Of course, games do pop up every now and again where challenge is
the main catalyst for the play experience, most prominently
arcade-style shooters like Ikaruga, games aimed at the truly hardcore* gaming audience such as the highest-level quests in World of Warcraft, or the occasional RPG like Demon's Souls. But those games are not the norm. The creators of New Super Mario Bros Wii
said their game would be so difficult as to require an auto-play mode,
yet my mostly non-gaming sister and I got through most levels without
usually requiring more than two or three attempts.
Difficulty is one of
the main points of contention for modern gamers fearing that their
hobby is being diluted as to bring in new audiences. Many developers
make outlandish claims about the level of challenge in their games,
only for players to discover that the final boss' flashy main attack
only takes away one of your fourteen hearts of heath despite his having
been built up as the Conqueror of Worlds and Prince of Darkness who
Slew A Thousand Armies. What? One heart at a time? They'd have
surrendered faster if he'd threatened to take over the television
stations and put nothing on but Kate Hudson movies (although that's
probably excessively sadistic even for gaming). But most of the time,
these games are acclaimed anyway, just with the caveat that they
weren't as challenging as we hoped for.
I don't think it's particularly controversial to suggest that I
don't think most people give much thought to exactly what makes a game
work when they go on message boards (or blogs) to voice their opinions.
Assessments are generally made on individual segments of play (combat
good; overworld and side-jobs bad) without considering how they relate
to each other. Sometimes even the bad parts of a game can exacerbate the positives and
make for a better overall experience, so losing them makes those good
bits feel less special.
For example, the sidejobs in the original No More Heroes were much lamented, but their existence seemed to me to be
there more for comedy value and more important as part of the game's
themes than as a genuine attempt to make for thrilling play. When Travis finally goes into battle, we experience with him the thrill of combat exacerbated by its contrast to the banality of everyday existence.
When we play games and say that they're fun despite the lack of
challenge, could we be missing the fact that it might be the experience
of discovering the new landscapes and situations of the game that we're
enjoying and would be denied to us were the difficulty to be ramped up?
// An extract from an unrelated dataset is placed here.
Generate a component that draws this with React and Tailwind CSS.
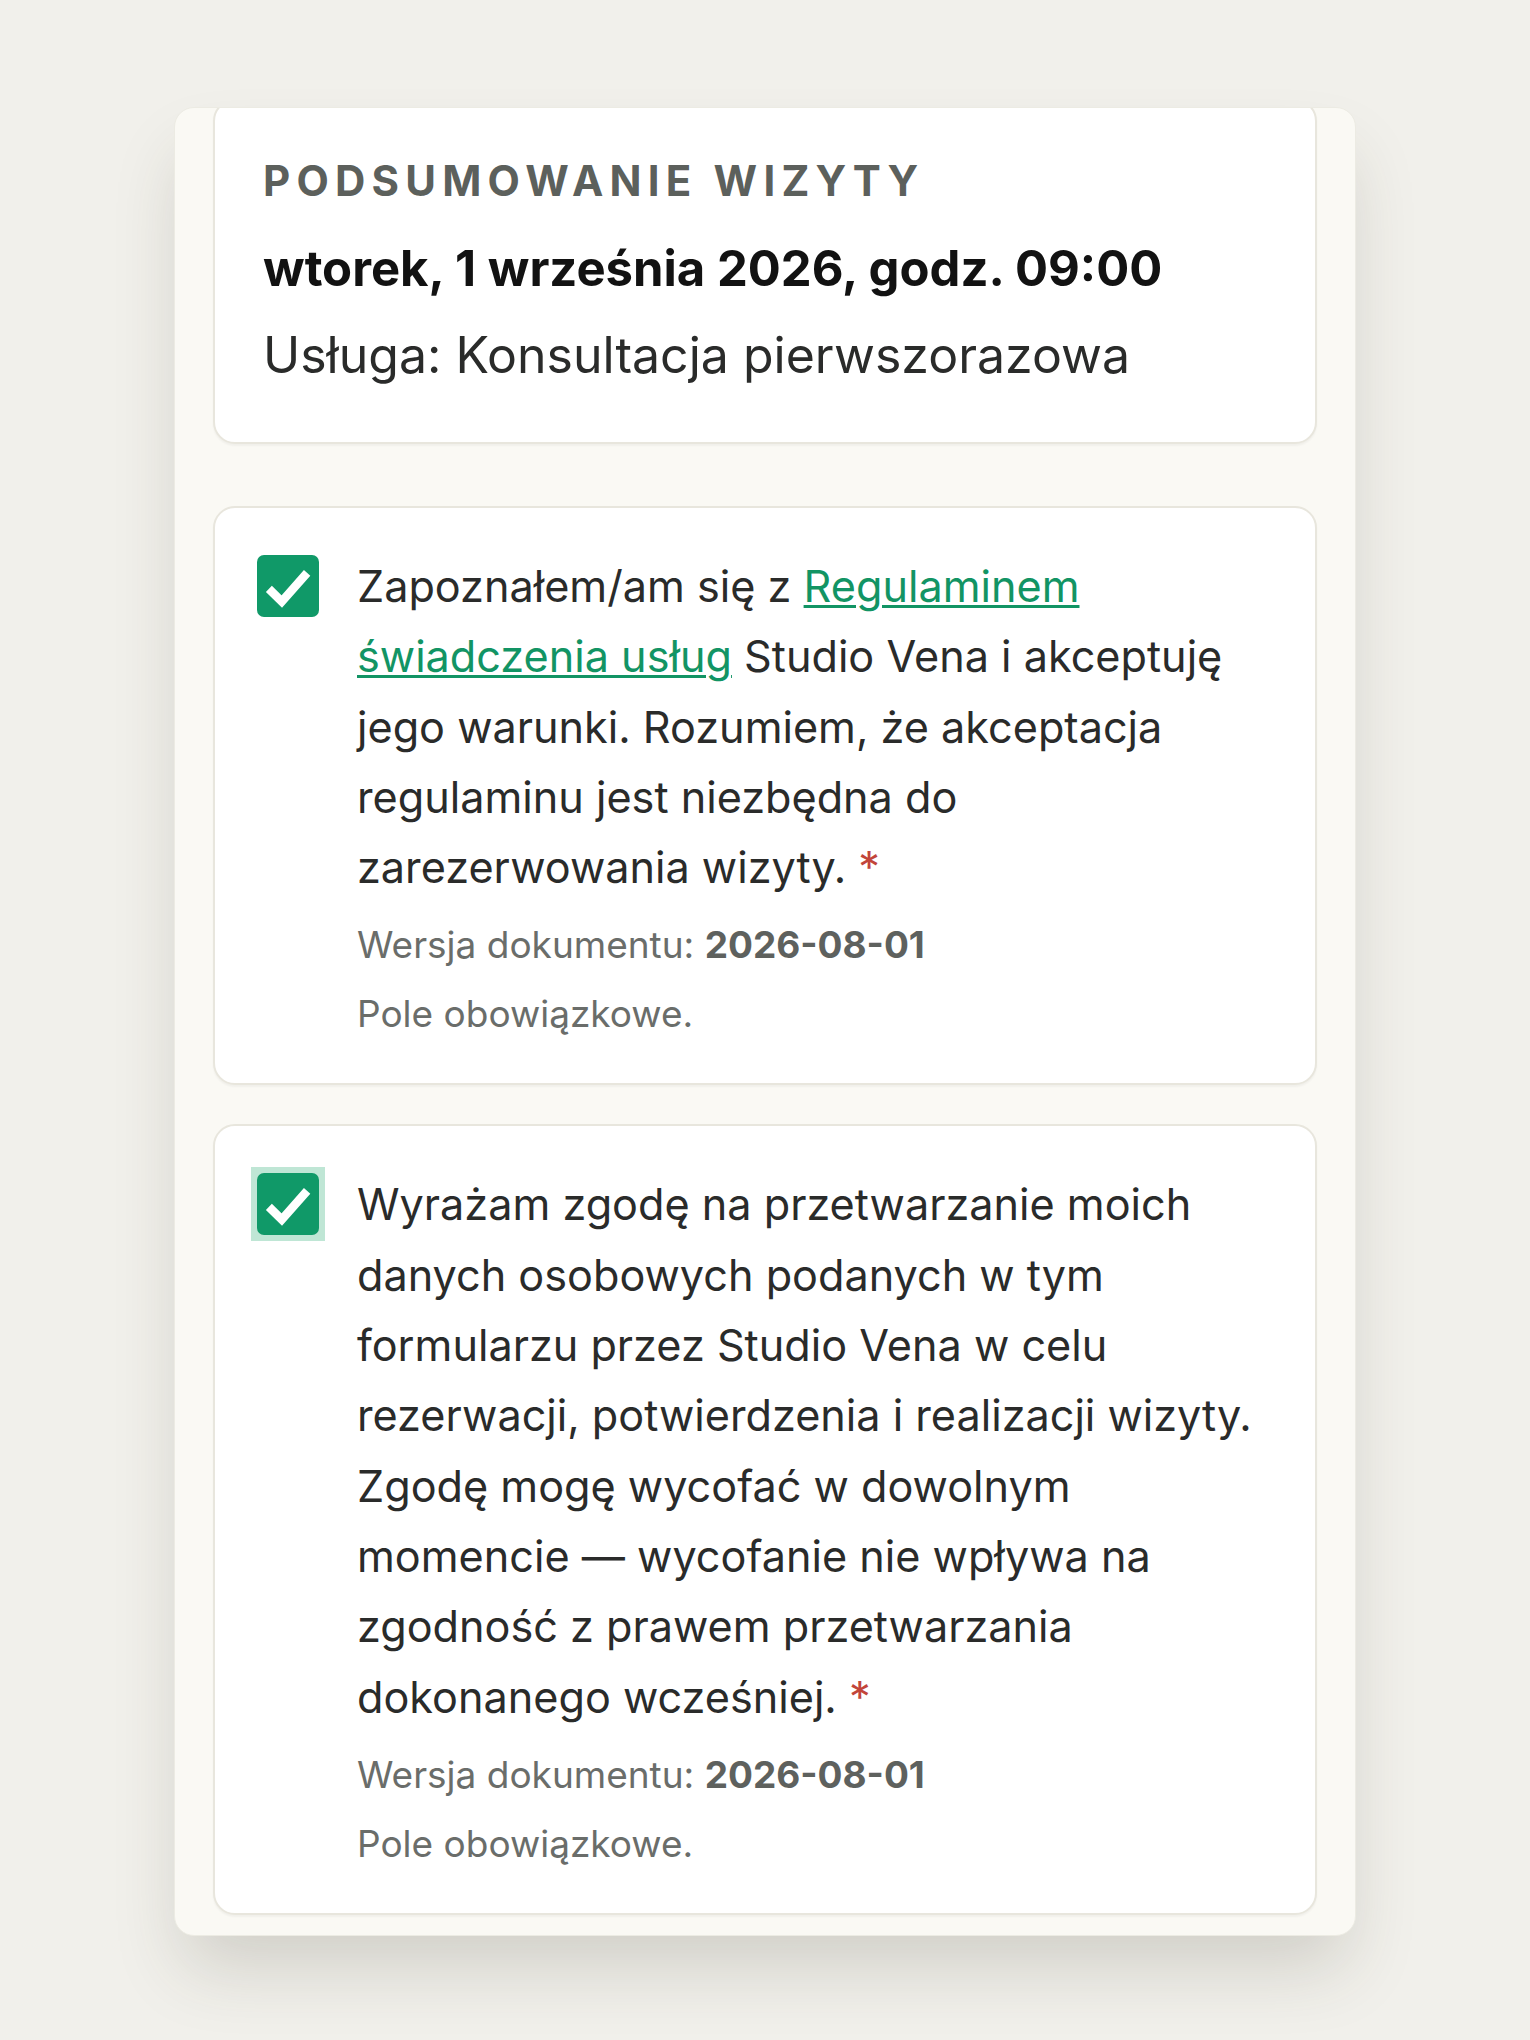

It's not uncommon for games to be described as frustrating when players
have to repeat sections over and over again, yet those same voices will
often be back a week later lamenting the fact that they only died once
or twice during their entire playthrough of another game. If I were
getting all pretentio-wanky, I might suggest that such complaints are
more acts of self-affirmation, boasts made safe in the knowledge that
they won't ever be put into action. Thankfully, such statements aren't
my style at all. *coughs*
As I get older (a bit ridiculous for someone of twenty-four to be
saying that, but I've been gaming for about eighteen of those years), I
find myself playing games more as an exploratory experience than out of
a desire for a genuine challenge. Many people complained about the use
of Vita Chambers in BioShock, but not only did they not
bother me, I found them a pleasant relief: they were a quick and easy
way of getting back to where I was without having to worry about
forgetting to save (at least until I turned the game on again the
following evening) and keeping the immersion more effectively than
checkpointing.
In my first blog post, I stated that developers shouldn't try and pretend that death is a threat in their games, because it isn't one. You can always start again. From my perspective, BioShock was aware of this and simply made an excuse for taking out that game-severing gap. I wasn't a big fan of the game, but Rapture was vivid enough that I wanted to keep exploring. The splicers' ability to send me back to the Vita Chambers was enough that their threat was credible to me, but the developers were clever enough to allow me to seamlessly continue my progress.
More recently, I've been playing Red Steel 2. Despite being somewhat repetitive, I'm thoroughly addicted to it and played for almost six hours yesterday. Far from turning me into a master samurai, my swordsmanship is more akin to a spastic penguin trying to grasp a cake of wet soap in its flailing flippers while running on a treadmill. But the difficulty curve is beautifully judged and there's a tangible sense of progress and achievement in overcoming each progressively tougher set of enemies.
Game director Jason
Vandenbergh deserves tremendous credit not only for his excellent
facial hair, but also for getting the controls pitched so perfectly
between requiring degrees of mastery but also forgiving enough that
those 'skills-deficient' lot I mentioned earlier (now firmly
encompassing me) can keep learning and steadily move forward. Had the
motion controls, which are glorious by the way, been genuine one-to-one
movement and required any real swordfighting skills, I probably
wouldn't be past the first fight by now (I'm playing on 'Normal'
difficulty by the way, so there's another step up for anyone worried
that the game sounds too easy).
Constant calls for greater challenges in gaming are not by their nature specious (The Zelda
series really could do with being taken up a notch), but designers
and gamers alike need to consider how much adherence to such calls will
affect other, more subtle pleasures in gaming, such as the excitement
of progress and exploration, how uninterrupted stretches of play can
significantly deepen immersion, or simply how far the balance should be
tipped between gameplay and difficulty.
I suspect that I'm not alone in feeling that in many cases, the threat of danger is enough to maintain suspense during play. We're pretty well assured that protagonists in most films will survive to the end, yet it's the threat that keeps us watching. I think the same can be applied to gameplay, as long as designers are wary of not making that threat too weak as to seem ridiculous.
* When I say 'hardcore', I mean it in its original eighteen-hours-a-day-of-stats-grinding-and-60%-pizza-sauce-in-bloodstream-content meaning, rather than the modern adoption.